Le travail de Kara Walker nous parait familier puisque le découpage de silhouettes fut pratiqué dès le XVIIIe siècle. Il oblige à poser le regard sur le passé commun de la population américaine, figurant des caricatures raciales à l’aide d’une techniques « naïvement » populaire et les disposant en panoramas. L’ambigüité passe aussi par un côté plaisant et amusant de prime abord. Ceci lui a valu de nombreuses critiques, dont la perpétuation de l’idéologie raciste dans les institutions culturelles n’est pas la moindre. En effet, impossible d’échapper à notre propre conscience puisqu’on identifie les silhouettes à leur code visuel raciste stéréotypé. En 1997, Kara Walker fut accusée de perpétuer les représentations négatives des Afro-Américains et de salir la mémoire des esclaves en tout opportunisme ou inconscience.

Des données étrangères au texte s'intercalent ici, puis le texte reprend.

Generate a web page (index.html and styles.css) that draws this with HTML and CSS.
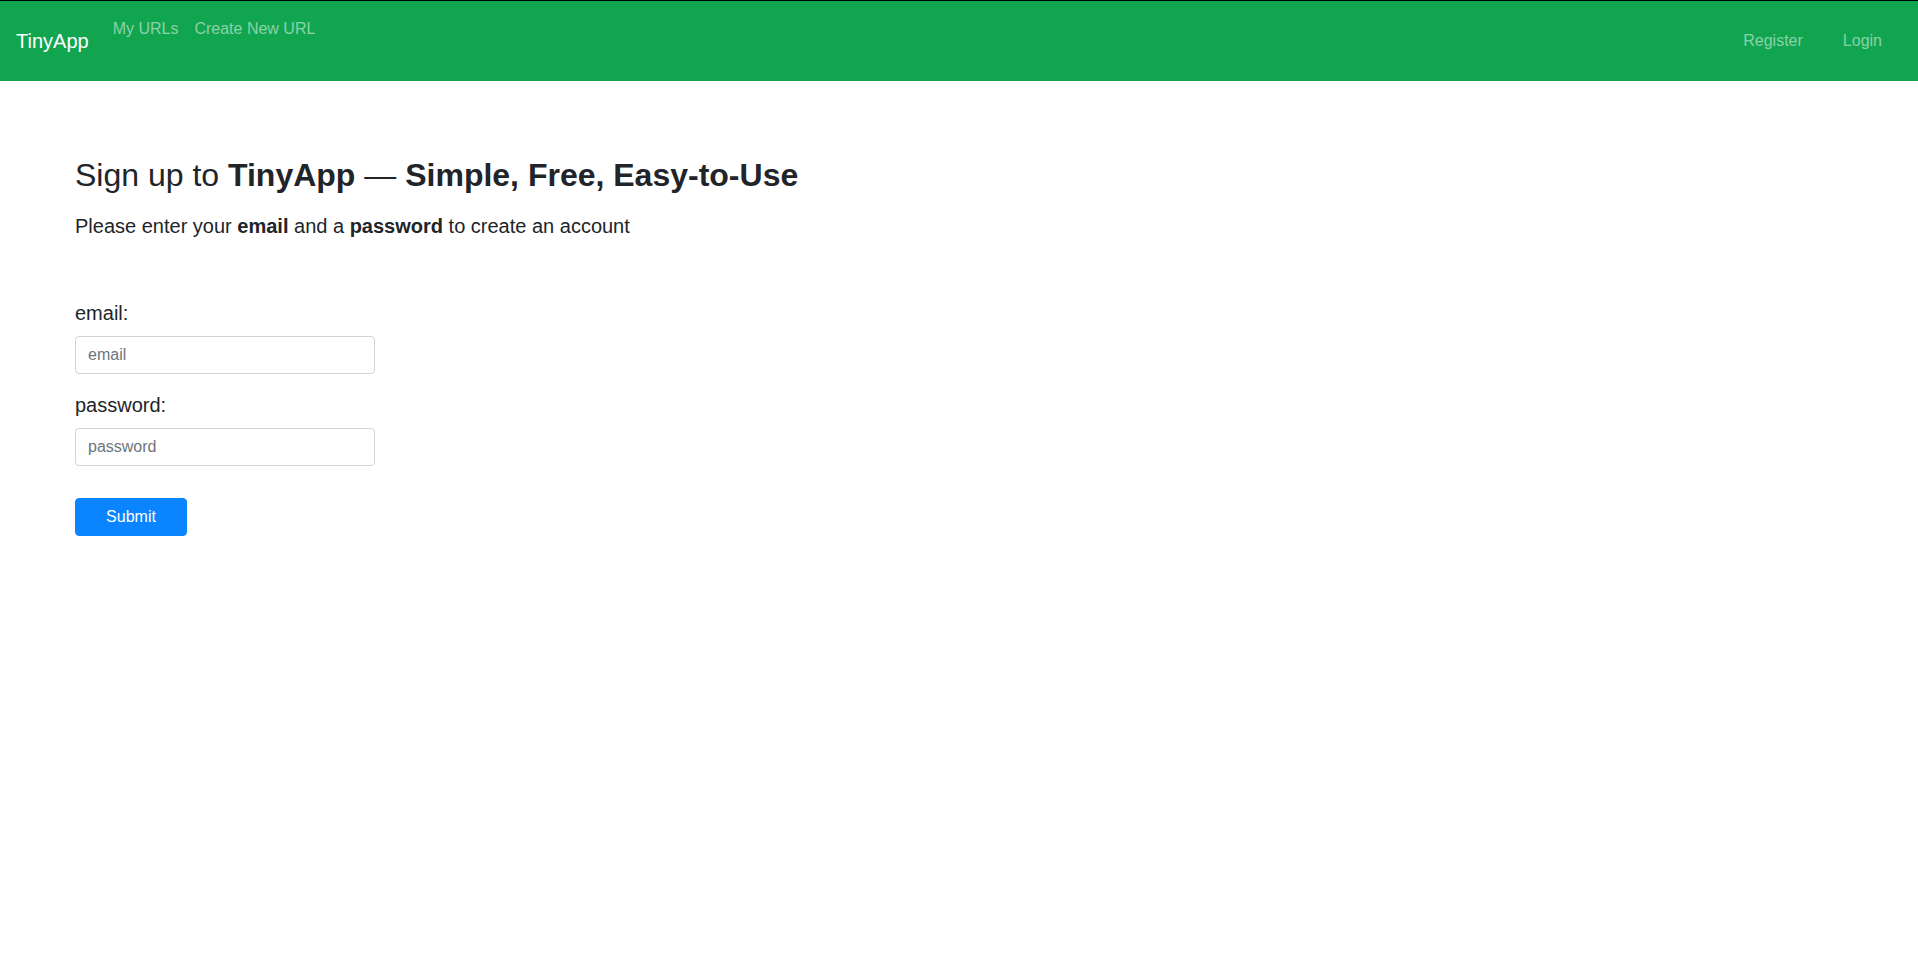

« A Subtlety » (entremet) : hommage aux artisans sous-payés et surmenés qui ont cultivé notre goût pour le sucré, des champs de canne aux cuisines du Nouveau Monde. Dénonciation de la double exploitation, laborieuse et sexuelle, des femmes de couleur.

L’art de Kara Walker est naturellement un art visuel, mais ce tout particulièrement en vertu du fait qu’au-delà des évidences, c’est un art qui réfléchit sur ce que signifie le regard et sur ce qu’implique la spectacularité : il cherche à donner à voir l’invisible, l’oublié, le refoulé (l’intérieur de « l’âme », la psyché, les fantasmes : stéréotypes, archétypes, fantômes…). Tiré de l’article de Rémi Astruc « Kara Walker, Mémoire de l’esclavage en noir et blanc »
Kara Walker
« Fons Americanus », l’oeuvre monumentale de Kara Walker, inspirée par le mémorial Victoria, dans le Turbine Hall de la Tate Modern, Londres en 2019.